Prompt>
Return only the count of lines in which the word "this" appears.

====================

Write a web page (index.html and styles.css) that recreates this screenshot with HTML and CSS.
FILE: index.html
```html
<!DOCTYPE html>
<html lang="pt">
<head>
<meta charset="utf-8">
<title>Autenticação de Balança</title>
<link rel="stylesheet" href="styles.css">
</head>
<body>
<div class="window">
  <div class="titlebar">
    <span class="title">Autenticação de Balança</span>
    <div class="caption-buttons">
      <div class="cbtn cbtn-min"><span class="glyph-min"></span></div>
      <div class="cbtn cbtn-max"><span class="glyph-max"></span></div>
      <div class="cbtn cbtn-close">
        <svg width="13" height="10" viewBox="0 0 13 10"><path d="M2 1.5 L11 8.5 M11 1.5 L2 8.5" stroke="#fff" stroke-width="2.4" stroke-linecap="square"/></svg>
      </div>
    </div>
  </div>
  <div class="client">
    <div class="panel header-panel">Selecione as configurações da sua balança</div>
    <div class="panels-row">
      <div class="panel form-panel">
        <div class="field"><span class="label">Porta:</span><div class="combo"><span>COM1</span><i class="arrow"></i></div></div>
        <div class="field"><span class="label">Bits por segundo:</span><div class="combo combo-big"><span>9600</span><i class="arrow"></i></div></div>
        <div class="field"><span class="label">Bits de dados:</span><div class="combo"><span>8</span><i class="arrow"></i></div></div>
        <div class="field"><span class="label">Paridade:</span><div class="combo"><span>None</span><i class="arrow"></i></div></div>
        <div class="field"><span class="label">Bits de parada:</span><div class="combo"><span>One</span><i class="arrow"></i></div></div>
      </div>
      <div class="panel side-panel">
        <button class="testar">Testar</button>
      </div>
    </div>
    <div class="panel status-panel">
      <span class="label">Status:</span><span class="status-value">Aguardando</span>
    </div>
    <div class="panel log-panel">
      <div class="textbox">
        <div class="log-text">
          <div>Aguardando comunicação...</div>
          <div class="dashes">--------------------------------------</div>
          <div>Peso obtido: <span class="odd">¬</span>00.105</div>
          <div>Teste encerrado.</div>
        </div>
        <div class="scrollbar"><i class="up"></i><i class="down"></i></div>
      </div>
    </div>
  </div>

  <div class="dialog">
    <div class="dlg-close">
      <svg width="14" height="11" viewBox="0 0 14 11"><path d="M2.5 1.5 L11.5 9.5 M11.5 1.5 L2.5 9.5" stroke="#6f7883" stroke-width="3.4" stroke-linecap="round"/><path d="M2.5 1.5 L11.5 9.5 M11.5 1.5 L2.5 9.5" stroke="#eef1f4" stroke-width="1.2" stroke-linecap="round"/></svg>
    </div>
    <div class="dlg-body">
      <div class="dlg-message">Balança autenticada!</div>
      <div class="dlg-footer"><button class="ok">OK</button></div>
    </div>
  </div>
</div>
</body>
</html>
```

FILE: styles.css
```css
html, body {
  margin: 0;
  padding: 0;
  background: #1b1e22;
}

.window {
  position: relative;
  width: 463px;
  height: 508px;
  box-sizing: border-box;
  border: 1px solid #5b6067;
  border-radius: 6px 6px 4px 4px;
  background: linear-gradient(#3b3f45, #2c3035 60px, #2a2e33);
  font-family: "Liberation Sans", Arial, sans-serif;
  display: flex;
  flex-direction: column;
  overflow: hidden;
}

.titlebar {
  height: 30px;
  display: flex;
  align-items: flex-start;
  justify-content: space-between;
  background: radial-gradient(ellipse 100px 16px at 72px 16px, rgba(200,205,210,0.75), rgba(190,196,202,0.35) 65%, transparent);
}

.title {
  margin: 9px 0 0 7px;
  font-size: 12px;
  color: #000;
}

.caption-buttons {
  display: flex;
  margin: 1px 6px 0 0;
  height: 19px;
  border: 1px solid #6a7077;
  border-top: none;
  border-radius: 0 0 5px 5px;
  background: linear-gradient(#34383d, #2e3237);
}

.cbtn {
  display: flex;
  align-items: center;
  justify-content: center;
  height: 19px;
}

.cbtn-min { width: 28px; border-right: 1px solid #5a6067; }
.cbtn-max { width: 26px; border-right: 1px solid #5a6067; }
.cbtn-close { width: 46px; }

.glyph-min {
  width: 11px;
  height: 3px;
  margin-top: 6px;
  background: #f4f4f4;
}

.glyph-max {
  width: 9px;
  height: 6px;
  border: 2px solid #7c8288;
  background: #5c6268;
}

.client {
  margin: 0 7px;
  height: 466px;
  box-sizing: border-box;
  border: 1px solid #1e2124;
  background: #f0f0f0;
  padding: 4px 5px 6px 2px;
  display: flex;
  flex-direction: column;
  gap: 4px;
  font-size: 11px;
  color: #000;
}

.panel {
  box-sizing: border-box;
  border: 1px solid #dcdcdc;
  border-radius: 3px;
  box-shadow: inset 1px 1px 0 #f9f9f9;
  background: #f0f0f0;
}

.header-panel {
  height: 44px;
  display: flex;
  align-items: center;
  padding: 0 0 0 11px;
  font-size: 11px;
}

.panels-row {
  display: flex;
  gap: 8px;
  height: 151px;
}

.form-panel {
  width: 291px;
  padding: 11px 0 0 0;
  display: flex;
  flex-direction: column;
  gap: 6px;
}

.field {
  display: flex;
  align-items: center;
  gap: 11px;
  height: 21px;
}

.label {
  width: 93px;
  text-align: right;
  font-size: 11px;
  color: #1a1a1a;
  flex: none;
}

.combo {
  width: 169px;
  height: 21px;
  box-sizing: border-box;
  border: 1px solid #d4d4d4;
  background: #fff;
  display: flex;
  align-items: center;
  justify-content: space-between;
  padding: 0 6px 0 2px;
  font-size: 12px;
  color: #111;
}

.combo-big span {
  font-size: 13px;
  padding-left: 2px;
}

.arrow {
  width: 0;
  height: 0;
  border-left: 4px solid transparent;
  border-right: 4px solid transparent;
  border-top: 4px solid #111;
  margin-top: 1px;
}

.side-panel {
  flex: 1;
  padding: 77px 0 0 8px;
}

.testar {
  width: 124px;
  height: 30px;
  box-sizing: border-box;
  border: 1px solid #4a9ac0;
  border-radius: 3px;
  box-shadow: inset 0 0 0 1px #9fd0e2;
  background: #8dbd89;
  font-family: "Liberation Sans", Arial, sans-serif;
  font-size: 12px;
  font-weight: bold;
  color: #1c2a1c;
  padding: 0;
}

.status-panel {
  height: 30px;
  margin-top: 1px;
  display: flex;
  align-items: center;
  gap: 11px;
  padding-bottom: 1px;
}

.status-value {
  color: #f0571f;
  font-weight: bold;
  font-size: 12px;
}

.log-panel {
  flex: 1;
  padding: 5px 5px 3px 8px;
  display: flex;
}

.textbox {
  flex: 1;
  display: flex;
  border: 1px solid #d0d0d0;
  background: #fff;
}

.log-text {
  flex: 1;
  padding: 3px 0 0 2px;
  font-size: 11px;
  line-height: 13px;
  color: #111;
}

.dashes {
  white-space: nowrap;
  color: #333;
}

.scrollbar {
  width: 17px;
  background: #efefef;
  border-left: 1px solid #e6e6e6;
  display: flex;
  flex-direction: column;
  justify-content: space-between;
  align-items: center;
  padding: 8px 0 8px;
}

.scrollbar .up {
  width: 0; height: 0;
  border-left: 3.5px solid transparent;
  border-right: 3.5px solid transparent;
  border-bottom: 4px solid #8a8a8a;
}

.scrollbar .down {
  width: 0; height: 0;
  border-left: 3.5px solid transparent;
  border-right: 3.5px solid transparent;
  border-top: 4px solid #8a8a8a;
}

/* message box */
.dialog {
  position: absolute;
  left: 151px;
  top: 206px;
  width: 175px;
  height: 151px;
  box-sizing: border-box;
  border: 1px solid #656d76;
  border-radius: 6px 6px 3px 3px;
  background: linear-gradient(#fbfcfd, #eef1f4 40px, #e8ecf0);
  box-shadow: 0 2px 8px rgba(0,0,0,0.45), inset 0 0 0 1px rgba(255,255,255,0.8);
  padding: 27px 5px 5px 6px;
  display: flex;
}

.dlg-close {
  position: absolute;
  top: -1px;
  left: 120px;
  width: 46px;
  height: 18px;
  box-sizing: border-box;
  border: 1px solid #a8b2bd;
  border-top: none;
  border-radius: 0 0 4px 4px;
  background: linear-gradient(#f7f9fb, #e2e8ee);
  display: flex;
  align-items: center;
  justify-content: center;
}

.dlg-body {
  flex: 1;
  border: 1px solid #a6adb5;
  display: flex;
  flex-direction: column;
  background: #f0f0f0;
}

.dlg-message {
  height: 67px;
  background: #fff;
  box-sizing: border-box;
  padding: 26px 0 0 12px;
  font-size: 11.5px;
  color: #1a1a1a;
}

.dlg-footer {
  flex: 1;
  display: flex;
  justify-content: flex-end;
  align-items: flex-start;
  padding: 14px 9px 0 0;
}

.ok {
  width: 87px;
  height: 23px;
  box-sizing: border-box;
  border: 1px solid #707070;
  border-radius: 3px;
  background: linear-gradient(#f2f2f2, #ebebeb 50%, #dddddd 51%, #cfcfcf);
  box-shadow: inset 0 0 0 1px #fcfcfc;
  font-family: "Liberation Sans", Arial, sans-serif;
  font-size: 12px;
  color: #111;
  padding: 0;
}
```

====================

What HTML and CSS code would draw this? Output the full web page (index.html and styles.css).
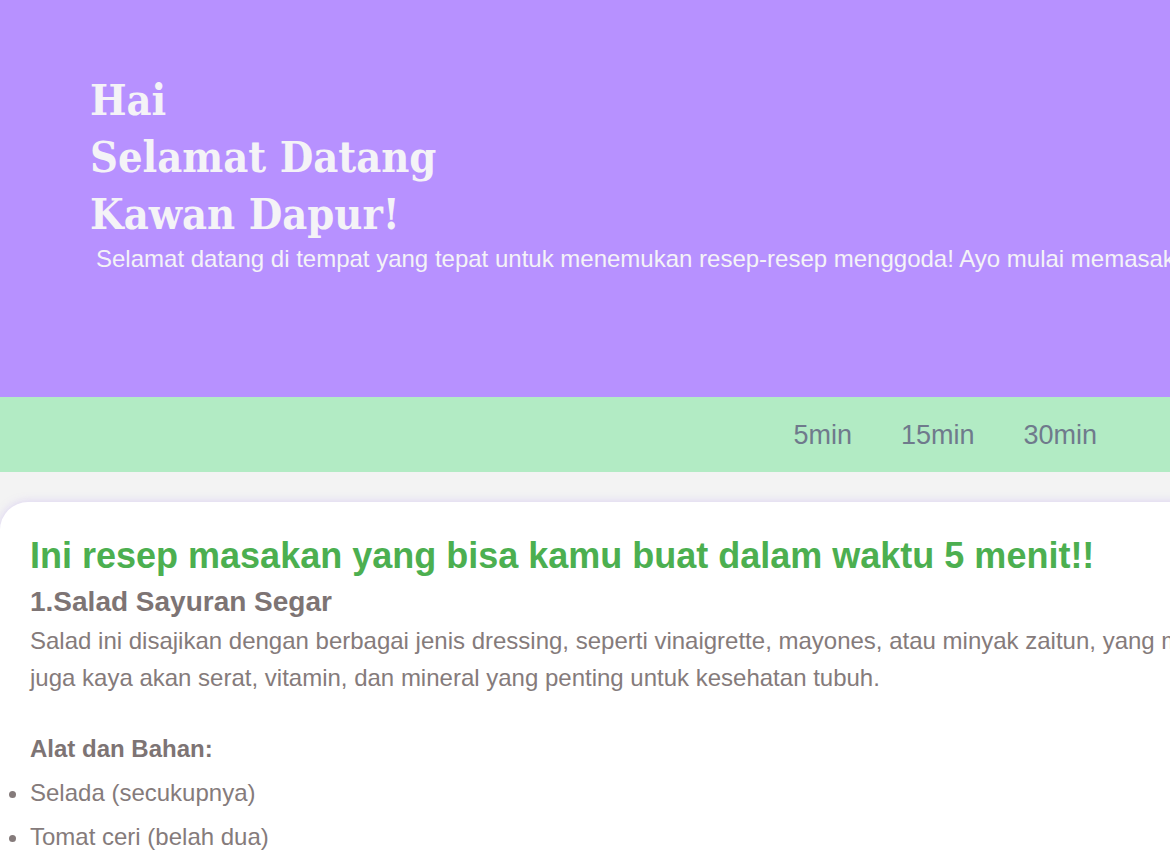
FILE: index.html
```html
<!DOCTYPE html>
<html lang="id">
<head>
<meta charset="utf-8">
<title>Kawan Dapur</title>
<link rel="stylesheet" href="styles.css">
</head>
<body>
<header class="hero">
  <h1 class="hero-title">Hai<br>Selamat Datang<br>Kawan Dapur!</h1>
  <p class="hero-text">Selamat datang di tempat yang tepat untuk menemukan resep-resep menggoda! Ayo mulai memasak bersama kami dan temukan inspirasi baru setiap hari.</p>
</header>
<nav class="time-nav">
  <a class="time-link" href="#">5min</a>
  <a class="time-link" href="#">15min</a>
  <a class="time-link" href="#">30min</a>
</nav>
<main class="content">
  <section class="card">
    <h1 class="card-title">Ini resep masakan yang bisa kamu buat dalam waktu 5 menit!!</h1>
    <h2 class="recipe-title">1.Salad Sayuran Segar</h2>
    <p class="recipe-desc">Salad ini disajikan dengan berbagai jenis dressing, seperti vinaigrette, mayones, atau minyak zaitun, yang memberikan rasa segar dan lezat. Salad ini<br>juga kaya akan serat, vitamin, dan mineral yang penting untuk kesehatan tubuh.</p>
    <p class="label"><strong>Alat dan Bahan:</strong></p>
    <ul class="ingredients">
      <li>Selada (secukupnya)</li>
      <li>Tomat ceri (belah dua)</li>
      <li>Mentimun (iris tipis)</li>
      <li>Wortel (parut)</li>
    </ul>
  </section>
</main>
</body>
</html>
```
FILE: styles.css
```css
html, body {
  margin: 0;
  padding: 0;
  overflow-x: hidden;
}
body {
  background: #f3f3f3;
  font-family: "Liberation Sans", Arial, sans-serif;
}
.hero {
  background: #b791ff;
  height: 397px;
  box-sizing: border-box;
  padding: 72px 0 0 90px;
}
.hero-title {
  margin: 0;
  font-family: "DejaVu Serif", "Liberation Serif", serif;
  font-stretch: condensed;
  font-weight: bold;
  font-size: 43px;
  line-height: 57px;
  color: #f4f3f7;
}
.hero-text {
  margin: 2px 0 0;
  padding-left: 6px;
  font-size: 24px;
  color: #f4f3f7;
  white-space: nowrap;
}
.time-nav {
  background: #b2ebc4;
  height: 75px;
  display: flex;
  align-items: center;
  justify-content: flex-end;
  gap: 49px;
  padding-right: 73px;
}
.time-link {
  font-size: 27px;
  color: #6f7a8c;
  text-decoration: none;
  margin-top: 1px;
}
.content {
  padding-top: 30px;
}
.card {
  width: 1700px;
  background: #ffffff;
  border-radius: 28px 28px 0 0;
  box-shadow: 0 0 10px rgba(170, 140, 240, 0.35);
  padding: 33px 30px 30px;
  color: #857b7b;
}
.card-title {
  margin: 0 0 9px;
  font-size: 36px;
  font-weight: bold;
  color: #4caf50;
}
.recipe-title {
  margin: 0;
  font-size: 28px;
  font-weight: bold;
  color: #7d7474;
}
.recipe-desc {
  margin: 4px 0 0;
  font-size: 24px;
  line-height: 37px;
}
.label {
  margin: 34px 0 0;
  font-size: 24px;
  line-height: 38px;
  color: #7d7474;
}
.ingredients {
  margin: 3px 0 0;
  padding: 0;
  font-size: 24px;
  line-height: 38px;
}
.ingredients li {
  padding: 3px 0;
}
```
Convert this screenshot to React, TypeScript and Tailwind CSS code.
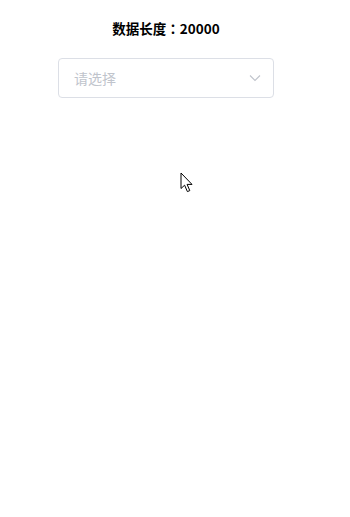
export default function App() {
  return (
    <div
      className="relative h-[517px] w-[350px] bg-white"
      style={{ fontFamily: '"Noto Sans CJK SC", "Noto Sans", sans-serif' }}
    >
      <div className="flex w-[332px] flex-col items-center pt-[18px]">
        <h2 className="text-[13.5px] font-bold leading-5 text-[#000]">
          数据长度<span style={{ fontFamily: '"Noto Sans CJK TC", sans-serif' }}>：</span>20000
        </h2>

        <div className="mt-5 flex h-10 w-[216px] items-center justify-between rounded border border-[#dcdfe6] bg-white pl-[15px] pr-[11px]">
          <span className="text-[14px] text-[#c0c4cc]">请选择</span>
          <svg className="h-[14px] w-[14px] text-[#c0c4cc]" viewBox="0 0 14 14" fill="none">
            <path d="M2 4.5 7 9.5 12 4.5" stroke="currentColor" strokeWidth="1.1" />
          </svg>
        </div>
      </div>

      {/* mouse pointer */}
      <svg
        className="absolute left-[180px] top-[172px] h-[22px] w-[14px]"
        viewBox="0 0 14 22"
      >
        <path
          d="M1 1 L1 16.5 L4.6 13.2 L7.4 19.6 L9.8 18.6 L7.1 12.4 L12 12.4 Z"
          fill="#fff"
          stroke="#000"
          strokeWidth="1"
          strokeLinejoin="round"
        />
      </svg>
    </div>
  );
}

====================

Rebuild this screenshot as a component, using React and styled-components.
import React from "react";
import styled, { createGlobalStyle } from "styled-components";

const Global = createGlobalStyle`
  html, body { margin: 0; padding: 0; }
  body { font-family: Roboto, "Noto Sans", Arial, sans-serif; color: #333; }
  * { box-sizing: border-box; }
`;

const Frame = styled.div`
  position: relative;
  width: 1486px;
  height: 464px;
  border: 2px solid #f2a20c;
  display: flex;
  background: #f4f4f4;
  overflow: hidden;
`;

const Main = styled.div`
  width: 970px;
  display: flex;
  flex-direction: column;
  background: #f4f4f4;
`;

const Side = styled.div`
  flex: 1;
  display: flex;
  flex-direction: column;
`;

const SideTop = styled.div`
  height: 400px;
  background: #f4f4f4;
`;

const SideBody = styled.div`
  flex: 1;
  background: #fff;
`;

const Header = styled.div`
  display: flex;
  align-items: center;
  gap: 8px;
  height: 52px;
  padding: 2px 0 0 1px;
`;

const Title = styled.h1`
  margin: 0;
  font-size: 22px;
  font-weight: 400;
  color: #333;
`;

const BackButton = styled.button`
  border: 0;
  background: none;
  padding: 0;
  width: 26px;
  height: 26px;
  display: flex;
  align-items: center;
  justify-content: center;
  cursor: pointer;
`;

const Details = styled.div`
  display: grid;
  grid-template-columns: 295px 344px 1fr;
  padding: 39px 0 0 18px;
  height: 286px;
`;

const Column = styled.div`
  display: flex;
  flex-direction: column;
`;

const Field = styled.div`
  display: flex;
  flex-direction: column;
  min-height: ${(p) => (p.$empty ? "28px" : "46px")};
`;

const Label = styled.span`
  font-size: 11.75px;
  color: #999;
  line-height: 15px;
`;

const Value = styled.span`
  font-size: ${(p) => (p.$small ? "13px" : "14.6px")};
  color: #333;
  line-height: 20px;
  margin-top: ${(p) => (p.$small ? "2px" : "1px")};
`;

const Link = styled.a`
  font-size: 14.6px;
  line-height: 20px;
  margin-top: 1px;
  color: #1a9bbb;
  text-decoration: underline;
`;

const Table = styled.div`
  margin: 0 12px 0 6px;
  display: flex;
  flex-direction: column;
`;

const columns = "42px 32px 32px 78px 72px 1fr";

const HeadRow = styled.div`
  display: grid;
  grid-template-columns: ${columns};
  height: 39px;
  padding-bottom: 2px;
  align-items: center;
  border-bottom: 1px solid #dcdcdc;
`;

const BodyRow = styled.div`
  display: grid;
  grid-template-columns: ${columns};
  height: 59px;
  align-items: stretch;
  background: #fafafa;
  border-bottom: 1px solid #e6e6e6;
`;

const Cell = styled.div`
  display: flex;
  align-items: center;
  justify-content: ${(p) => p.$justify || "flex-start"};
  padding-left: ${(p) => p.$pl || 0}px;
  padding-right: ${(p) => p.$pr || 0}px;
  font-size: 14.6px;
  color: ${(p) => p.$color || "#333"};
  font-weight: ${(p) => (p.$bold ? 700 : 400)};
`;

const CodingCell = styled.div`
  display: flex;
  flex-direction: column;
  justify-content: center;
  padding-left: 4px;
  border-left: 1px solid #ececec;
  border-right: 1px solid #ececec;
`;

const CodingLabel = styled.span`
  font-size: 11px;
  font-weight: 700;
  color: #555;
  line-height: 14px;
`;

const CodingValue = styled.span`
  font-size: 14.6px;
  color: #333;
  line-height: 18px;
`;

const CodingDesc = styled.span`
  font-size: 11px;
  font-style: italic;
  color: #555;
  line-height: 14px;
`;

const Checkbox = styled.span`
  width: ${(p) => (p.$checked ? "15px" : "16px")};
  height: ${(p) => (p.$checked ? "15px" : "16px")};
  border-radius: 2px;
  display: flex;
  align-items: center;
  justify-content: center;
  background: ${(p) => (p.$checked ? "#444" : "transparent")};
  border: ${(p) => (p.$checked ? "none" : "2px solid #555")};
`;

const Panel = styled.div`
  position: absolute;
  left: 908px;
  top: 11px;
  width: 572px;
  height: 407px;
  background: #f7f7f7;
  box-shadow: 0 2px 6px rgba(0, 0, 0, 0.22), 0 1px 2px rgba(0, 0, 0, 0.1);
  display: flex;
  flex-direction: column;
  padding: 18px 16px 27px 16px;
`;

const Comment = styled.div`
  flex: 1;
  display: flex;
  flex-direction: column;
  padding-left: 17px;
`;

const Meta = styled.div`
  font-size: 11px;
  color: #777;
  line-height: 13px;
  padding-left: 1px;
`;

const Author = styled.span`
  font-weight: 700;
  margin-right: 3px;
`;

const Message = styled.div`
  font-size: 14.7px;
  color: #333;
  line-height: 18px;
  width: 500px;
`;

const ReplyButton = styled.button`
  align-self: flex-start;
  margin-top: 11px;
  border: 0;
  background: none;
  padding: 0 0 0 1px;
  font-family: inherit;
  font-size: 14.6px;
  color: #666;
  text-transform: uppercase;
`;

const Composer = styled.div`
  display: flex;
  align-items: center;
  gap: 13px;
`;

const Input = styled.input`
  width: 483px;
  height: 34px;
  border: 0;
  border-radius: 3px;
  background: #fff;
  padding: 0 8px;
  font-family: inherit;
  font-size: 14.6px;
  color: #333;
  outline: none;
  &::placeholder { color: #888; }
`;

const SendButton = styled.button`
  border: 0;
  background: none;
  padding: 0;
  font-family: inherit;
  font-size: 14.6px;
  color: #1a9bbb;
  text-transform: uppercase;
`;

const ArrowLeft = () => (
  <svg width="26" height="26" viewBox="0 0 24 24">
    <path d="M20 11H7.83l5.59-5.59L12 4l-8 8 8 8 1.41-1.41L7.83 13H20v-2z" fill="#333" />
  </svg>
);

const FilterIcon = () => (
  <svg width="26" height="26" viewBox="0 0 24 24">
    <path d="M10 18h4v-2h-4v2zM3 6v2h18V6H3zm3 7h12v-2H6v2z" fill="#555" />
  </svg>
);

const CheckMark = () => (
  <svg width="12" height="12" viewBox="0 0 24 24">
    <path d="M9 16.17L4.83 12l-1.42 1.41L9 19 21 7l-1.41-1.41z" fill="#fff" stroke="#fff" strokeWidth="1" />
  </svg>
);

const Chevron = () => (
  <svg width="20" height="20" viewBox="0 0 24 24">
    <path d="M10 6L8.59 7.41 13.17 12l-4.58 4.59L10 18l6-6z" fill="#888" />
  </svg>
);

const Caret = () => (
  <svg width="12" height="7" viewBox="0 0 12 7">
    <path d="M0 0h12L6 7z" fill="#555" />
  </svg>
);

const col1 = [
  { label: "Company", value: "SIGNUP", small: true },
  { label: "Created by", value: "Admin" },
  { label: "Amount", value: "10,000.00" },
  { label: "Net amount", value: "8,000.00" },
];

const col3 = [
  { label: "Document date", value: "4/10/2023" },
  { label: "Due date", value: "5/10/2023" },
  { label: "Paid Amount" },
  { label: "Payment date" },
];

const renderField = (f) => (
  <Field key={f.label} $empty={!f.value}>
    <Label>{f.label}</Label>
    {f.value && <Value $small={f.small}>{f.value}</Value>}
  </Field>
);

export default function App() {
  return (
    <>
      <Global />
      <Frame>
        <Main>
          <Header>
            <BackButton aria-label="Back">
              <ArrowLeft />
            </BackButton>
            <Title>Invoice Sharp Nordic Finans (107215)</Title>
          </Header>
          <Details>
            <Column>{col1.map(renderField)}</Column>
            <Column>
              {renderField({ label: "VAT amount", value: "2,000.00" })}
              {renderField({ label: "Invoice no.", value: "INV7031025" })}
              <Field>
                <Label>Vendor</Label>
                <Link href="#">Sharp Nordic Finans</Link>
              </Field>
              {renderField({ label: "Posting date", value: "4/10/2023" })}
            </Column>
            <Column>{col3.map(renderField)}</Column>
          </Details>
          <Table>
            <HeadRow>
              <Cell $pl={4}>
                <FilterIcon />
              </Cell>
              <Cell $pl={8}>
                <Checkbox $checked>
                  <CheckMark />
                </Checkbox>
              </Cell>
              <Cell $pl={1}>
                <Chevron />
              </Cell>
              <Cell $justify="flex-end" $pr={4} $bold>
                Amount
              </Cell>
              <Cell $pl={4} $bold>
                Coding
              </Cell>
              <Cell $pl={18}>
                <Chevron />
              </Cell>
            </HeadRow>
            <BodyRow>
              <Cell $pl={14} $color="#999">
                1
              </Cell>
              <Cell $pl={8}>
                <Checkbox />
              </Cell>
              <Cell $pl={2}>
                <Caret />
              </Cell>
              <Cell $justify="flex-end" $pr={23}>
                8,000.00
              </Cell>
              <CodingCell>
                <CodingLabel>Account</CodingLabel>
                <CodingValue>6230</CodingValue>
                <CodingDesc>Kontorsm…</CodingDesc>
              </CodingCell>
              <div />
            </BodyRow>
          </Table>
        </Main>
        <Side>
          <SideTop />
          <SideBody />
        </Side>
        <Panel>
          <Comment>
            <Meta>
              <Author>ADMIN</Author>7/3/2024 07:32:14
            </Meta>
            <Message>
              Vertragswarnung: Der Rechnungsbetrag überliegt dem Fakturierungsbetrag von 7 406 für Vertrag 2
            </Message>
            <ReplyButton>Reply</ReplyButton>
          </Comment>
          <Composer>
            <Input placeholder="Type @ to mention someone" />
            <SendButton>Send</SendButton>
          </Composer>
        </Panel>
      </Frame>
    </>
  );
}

====================

Task response>
4